- Born: Phoenix, Arizona
- Citizenship: Kiowa Tribe and U.S.
- Education: Institute of American Indian Arts, Columbia School of Journalism, Harvard University
- Occupation: Journalist
- Employer: Grist Magazine Inc.
- Known for: investigative journalism
- Website: tristanahtone.net

= Tristan Ahtone =

Kiowa journalist

Tristan Ahtone is a Native American journalist and citizen of the Kiowa Tribe. He is currently the editor-at-large at Grist Magazine.

== Early life and education ==
Tristan Ahtone was born in Phoenix, Arizona. He attended the Institute of American Indian Arts in Santa Fe and the Columbia School of Journalism in New York. Later, he attended Harvard University as a Nieman Fellow.

== Journalism career ==
Tristan Ahtone has written for several outlets, including Al Jazeera America, The Newshour with Jim Lehrer, National Geographic, NPR, National Native News, Frontline, Wyoming Public Radio, Vice, and more.

His investigation with lecturer Robert Lee on land-grant universities was awarded a Polk Award in 2020.

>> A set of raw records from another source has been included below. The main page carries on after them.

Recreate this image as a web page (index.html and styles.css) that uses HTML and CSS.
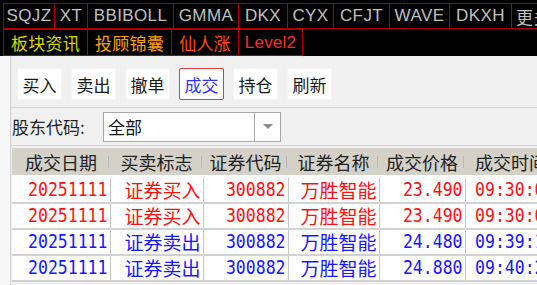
FILE: index.html
```html
<!DOCTYPE html>
<html>
<head>
<meta charset="UTF-8">
<title>成交查询</title>
<link rel="stylesheet" href="styles.css">
</head>
<body>
	<div id="topbar">
		<div class="tabs">
			<span class="tab w52">SQJZ</span>
			<span class="tab w34">XT</span>
			<span class="tab w87">BBIBOLL</span>
			<span class="tab w66">GMMA</span>
			<span class="tab w50">DKX</span>
			<span class="tab w47">CYX</span>
			<span class="tab w57">CFJT</span>
			<span class="tab w61">WAVE</span>
			<span class="tab w63">DKXH</span>
			<span class="tab w60 more">更多</span>
		</div>
		<div class="tabs tabs-cn">
			<span class="tab w85 c-yellow">板块资讯</span>
			<span class="tab w85 c-orange">投顾锦囊</span>
			<span class="tab w68 c-orangered">仙人涨</span>
			<span class="tab w65 c-red lv2">Level2</span>
		</div>
	</div>

	<div id="main">
		<div class="strip"></div>
		<div class="panel">
			<div class="toolbar">
				<button class="btn">买入</button>
				<button class="btn">卖出</button>
				<button class="btn">撤单</button>
				<button class="btn active">成交</button>
				<button class="btn">持仓</button>
				<button class="btn">刷新</button>
			</div>

			<div class="filter">
				<label class="title">股东代码:</label>
				<div class="combo">
					<span class="combo-text">全部</span>
					<span class="combo-arrow"></span>
				</div>
			</div>

			<table class="grid">
				<colgroup>
					<col class="c1"><col class="c2"><col class="c3"><col class="c4"><col class="c5"><col class="c6">
				</colgroup>
				<thead>
					<tr>
						<th>成交日期</th>
						<th>买卖标志</th>
						<th>证券代码</th>
						<th>证券名称</th>
						<th>成交价格</th>
						<th>成交时间</th>
					</tr>
				</thead>
				<tbody>
					<tr class="buy">
						<td><span class="num">20251111</span></td>
						<td class="cn">证券买入</td>
						<td><span class="num">300882</span></td>
						<td class="cn">万胜智能</td>
						<td><span class="num">23.490</span></td>
						<td><span class="num">09:30:05</span></td>
					</tr>
					<tr class="buy">
						<td><span class="num">20251111</span></td>
						<td class="cn">证券买入</td>
						<td><span class="num">300882</span></td>
						<td class="cn">万胜智能</td>
						<td><span class="num">23.490</span></td>
						<td><span class="num">09:30:05</span></td>
					</tr>
					<tr class="sell">
						<td><span class="num">20251111</span></td>
						<td class="cn">证券卖出</td>
						<td><span class="num">300882</span></td>
						<td class="cn">万胜智能</td>
						<td><span class="num">24.480</span></td>
						<td><span class="num">09:39:12</span></td>
					</tr>
					<tr class="sell">
						<td><span class="num">20251111</span></td>
						<td class="cn">证券卖出</td>
						<td><span class="num">300882</span></td>
						<td class="cn">万胜智能</td>
						<td><span class="num">24.880</span></td>
						<td><span class="num">09:40:27</span></td>
					</tr>
				</tbody>
			</table>
		</div>
	</div>
</body>
</html>
```

FILE: styles.css
```css
	body {
		margin: 0;
		padding: 0;
		width: 537px;
		height: 285px;
		overflow: hidden;
		font-family: "Liberation Sans", "Noto Sans CJK SC", sans-serif;
		background-color: #f0f0f0;
}

	/* top black tab bar */
	#topbar {
		height: 56px;
		background-color: #000;
		overflow: hidden;
}

	.tabs {
		display: flex;
		padding: 3px 0 0 3px;
		white-space: nowrap;
}

	.tabs-cn {
		padding-top: 0;
}

	.tab {
		box-sizing: border-box;
		flex: none;
		height: 26px;
		border: 1px solid #b00000;
		display: flex;
		align-items: center;
		justify-content: center;
		color: #c0c0c0;
		font-size: 17px;
		letter-spacing: 0.4px;
		overflow: hidden;
}

	.tab + .tab {
		margin-left: -1px;
}

	.tabs-cn .tab {
		height: 27px;
		font-family: "Noto Sans CJK SC", sans-serif;
		font-size: 17px;
		letter-spacing: 0.2px;
}

	.tabs-cn .tab.lv2 {
		font-family: "Liberation Sans", sans-serif;
}

	.more {
		justify-content: flex-start;
		padding-left: 4px;
		font-family: "Noto Sans CJK SC", sans-serif;
}

	.w34 { width: 34px; }
	.w47 { width: 47px; }
	.w50 { width: 50px; }
	.w52 { width: 52px; }
	.w57 { width: 57px; }
	.w60 { width: 60px; }
	.w61 { width: 61px; }
	.w63 { width: 63px; }
	.w65 { width: 65px; }
	.w66 { width: 66px; }
	.w68 { width: 68px; }
	.w85 { width: 85px; }
	.w87 { width: 87px; }

	.c-yellow { color: #d8d800; }
	.c-orange { color: #ffa000; }
	.c-orangered { color: #ff4c00; }
	.c-red { color: #ff2a2a; }

	/* lower panel */
	#main {
		display: flex;
		height: 229px;
}

	.strip {
		width: 10px;
		flex: none;
		background-color: #f7f7f7;
		border-right: 1px solid #cfcfcf;
}

	.panel {
		flex: 1;
		min-width: 0;
		overflow: hidden;
		background-color: #f0f0f0;
}

	.toolbar {
		box-sizing: border-box;
		height: 52px;
		display: flex;
		gap: 9px;
		padding: 12px 0 0 6px;
		border-bottom: 1px solid #d4d4d4;
}

	.btn {
		width: 45px;
		height: 32px;
		padding: 0;
		background-color: #fff;
		border: 1px solid #f4f4f4;
		border-radius: 2px;
		font-family: "Noto Sans CJK SC", sans-serif;
		font-size: 17px;
		color: #1a1a1a;
}

	.btn.active {
		border-color: #e23a3a;
		color: #3232ff;
}

	.filter {
		box-sizing: border-box;
		height: 38px;
		display: flex;
		align-items: center;
		padding: 0 0 0 1px;
		border-bottom: 1px solid #d4d4d4;
}

	label.title {
		width: 91px;
		font-family: "Noto Sans CJK SC", sans-serif;
		font-size: 17px;
		color: #222;
}

	.combo {
		box-sizing: border-box;
		width: 178px;
		height: 30px;
		display: flex;
		background-color: #fff;
		border: 1px solid #a8a8a8;
}

	.combo-text {
		flex: 1;
		padding-left: 4px;
		font-family: "Noto Sans CJK SC", sans-serif;
		font-size: 17px;
		line-height: 28px;
		color: #111;
}

	.combo-arrow {
		width: 25px;
		border-left: 1px solid #a8a8a8;
		display: flex;
		align-items: center;
		justify-content: center;
}

	.combo-arrow::after {
		content: "";
		border-left: 5px solid transparent;
		border-right: 5px solid transparent;
		border-top: 5px solid #8a8a8a;
}

	/* trade grid */
	table.grid {
		margin: 2px 0 0 1px;
		width: 545px;
		table-layout: fixed;
		border-collapse: collapse;
		background-color: #fff;
}

	col.c1 { width: 98px; }
	col.c2 { width: 93px; }
	col.c3 { width: 85px; }
	col.c4 { width: 91px; }
	col.c5 { width: 86px; }
	col.c6 { width: 92px; }

	.grid th {
		height: 27px;
		padding: 0;
		background-color: #d4d1c9;
		font-family: "Noto Sans CJK SC", sans-serif;
		font-size: 18px;
		font-weight: normal;
		color: #222;
		white-space: nowrap;
		background-image: linear-gradient(#b8b8b8, #b8b8b8);
		background-size: 1px 12px;
		background-position: right 1px center;
		background-repeat: no-repeat;
		border-bottom: 3px solid #fff;
}

	.grid td {
		box-sizing: border-box;
		height: 26px;
		padding: 0 2px 0 0;
		text-align: right;
		white-space: nowrap;
		overflow: hidden;
		border-right: 1px solid #c4c4c4;
		border-bottom: 2px solid #d2d2d2;
		font-size: 19px;
		line-height: 22px;
}

	.grid tbody tr:first-child td {
		border-top: 2px solid #d2d2d2;
}

	.grid td.cn {
		font-family: "Noto Sans CJK SC", sans-serif;
}

	.grid td .num {
		display: inline-block;
		font-family: "DejaVu Sans Mono", monospace;
		font-size: 16.5px;
		transform: scaleY(1.2);
}

	tr.buy td { color: #ff1010; }
	tr.sell td { color: #1616ff; }
```
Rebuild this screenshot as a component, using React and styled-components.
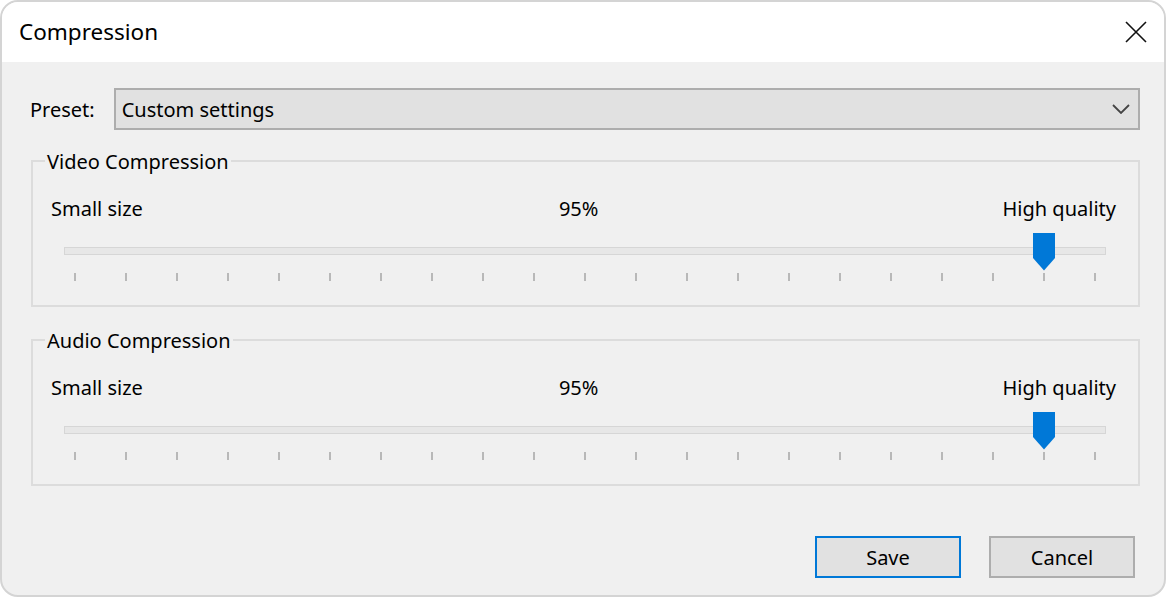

He was previously the editor-in-chief of the Texas Observer and the Indigenous Affairs editor at High Country News. In 2017, he created the tribal affairs desk for High Country News.

== Community service ==
Ahtone was formerly the president of the Native American Journalists Association (now Indigenous Journalists Association).

== Awards and honors ==
In 2017, the Nieman Foundation for Journalism named Ahtone a Neiman Fellow.